Thursday, January 14, 2016

The Lantern Bearers

Hola mi Gente,
I just realized it is very hard to pick the winning lottery numbers. I am still a broke motherfucker, y’all. LOL

When I was facilitating workshops, I was always on the prowl for good stories. I believe very much in the power of storytelling. Out of all places, I got this from a children’s book, part of a series.

Gather around my people… have you ever heard the story of Rutupiae Light?

* * *

The Rutupiae Light
We are the lantern bearers, my friend; for us to keep something burning, to carry what light we can forward against the darkness and the wind.
-- Rosemary Sutclif, The Lantern Bearers

Roman Britain in the fourth century was considered one of the most civilized places in the known world. Culture, literacy, medicine, social rights -- all the things we think of as advanced.

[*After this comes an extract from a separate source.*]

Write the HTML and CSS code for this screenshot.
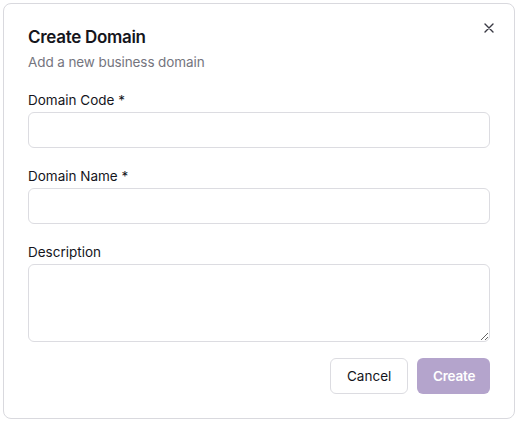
FILE: index.html
```html
<!DOCTYPE html>
<html lang="en">
<head>
<meta charset="utf-8">
<title>Create Domain</title>
<link rel="stylesheet" href="styles.css">
</head>
<body>
<div class="dialog">
  <button class="close" aria-label="Close">
    <svg width="10" height="10" viewBox="0 0 10 10"><path d="M1 1 L9 9 M9 1 L1 9" stroke="#3a3a44" stroke-width="1.4" stroke-linecap="round"/></svg>
  </button>
  <div class="header">
    <h2 class="title">Create Domain</h2>
    <p class="subtitle">Add a new business domain</p>
  </div>
  <div class="field">
    <label class="label">Domain Code *</label>
    <input class="input" type="text">
  </div>
  <div class="field">
    <label class="label">Domain Name *</label>
    <input class="input" type="text">
  </div>
  <div class="field field-last">
    <label class="label">Description</label>
    <textarea class="textarea"></textarea>
  </div>
  <div class="actions">
    <button class="btn btn-outline">Cancel</button>
    <button class="btn btn-primary">Create</button>
  </div>
</div>
</body>
</html>
```
FILE: styles.css
```css
* { box-sizing: border-box; }
html, body { margin: 0; background: #fff; }
body {
  padding: 3px;
  font-family: Inter, "Liberation Sans", sans-serif;
  color: #15151c;
}
.dialog {
  position: relative;
  width: 512px;
  height: 416px;
  border: 1px solid #d9d9de;
  border-radius: 8px;
  padding: 24px;
  display: flex;
  flex-direction: column;
  background: #fff;
}
.close {
  position: absolute;
  top: 18px;
  right: 19px;
  width: 12px;
  height: 12px;
  padding: 0;
  border: 0;
  background: none;
  display: flex;
  align-items: center;
  justify-content: center;
}
.header { margin-bottom: 18px; }
.title {
  margin: 0;
  font-size: 17px;
  line-height: 18px;
  font-weight: 600;
  letter-spacing: -0.3px;
  color: #15151c;
}
.subtitle {
  margin: 6px 0 0;
  font-size: 13.5px;
  line-height: 20px;
  color: #75757e;
  letter-spacing: -0.1px;
}
.field {
  display: flex;
  flex-direction: column;
  gap: 2px;
  margin-bottom: 18px;
}
.field-last { margin-bottom: 16px; }
.label {
  font-size: 13.5px;
  line-height: 20px;
  font-weight: 400;
  color: #15151c;
  letter-spacing: 0;
}
.input, .textarea {
  width: 100%;
  border: 1px solid #dcdce1;
  border-radius: 6px;
  background: #fff;
  font: inherit;
  outline: none;
}
.input { height: 36px; }
.textarea { height: 78px; resize: vertical; }
.actions {
  display: flex;
  justify-content: flex-end;
  gap: 9px;
}
.btn {
  height: 36px;
  border-radius: 6px;
  font-family: Inter, "Liberation Sans", sans-serif;
  font-size: 13.5px;
  font-weight: 400;
  padding: 0 16px;
}
.btn-outline {
  width: 78px;
  background: #fff;
  border: 1px solid #dcdce1;
  color: #15151c;
}
.btn-primary {
  width: 73px;
  background: #b4a4cc;
  border: 0;
  color: #fff;
  font-weight: 600;
  letter-spacing: -0.2px;
}
```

There was a huge lighthouse at Rutupiae, where Dover is now, and every night the residents lit it. Its function was largely to guide ships, but it was also symbolic: As long as that lighthouse burned, Britain’s enemies knew Rome protected the territory.

But this was during the decline of Roman Empire. The glory days were long gone, and the Romans had enemies of their own. Eventually, the Roman troops were ordered out leaving Britain at the mercy of the notorious Saxons. Barbarians, the Saxons painted their faces blue, drank blood, raided, raped, and enslaved. They were that bad. Without the Roman Legions, Britain was doomed.

There is a story that goes that the night the Legions sailed for Rome, a group of soldiers disobeyed their orders and stayed. It was certain suicide. They were vastly outnumbered and had no chance of winning. But they stayed and they continued to light the Rutupiae Light. 

Now one may say that it was foolish. How long could they fool the Saxons? Why stay behind and die to keep a light going for a night or two? 

That’s one way to look at it. Another is that faced with the end of a dream, they chose to stay and fight and to hold the darkness back -- even if only for a night or two. You know what they were called? They were called the Lantern Bearers.

You might think of the fall of Rome as if it happened in one day. Like one day, there was this thud and -- boom – finished. But it didn’t happen that way; it never happens that way. Throughout history empires have died slow and from the inside. Like cancer. And sometimes I walk through places that are like that. Places covered with tumors, but no one is looking and no one is talking. As a society we have accepted leaders that profess to hate government and a government that hates itself cannot, in all good conscience, be any good. In place of a dream of The Great Society, we have built prisons. In place of culture, literacy, and freedom we have allowed and even encouraged a society predicated on enslavement and ignorance and we turn and blame the very victims of these policies.

And while this dismantling goes apace, we sit and entertain ourselves with fiction posing as reality. We sit, solitary figures, before the blinking light of the TV and watch others date, though we ourselves have no dates. We sit passively and watch others live and yet we have no lives to speak of. That is our reality, our God.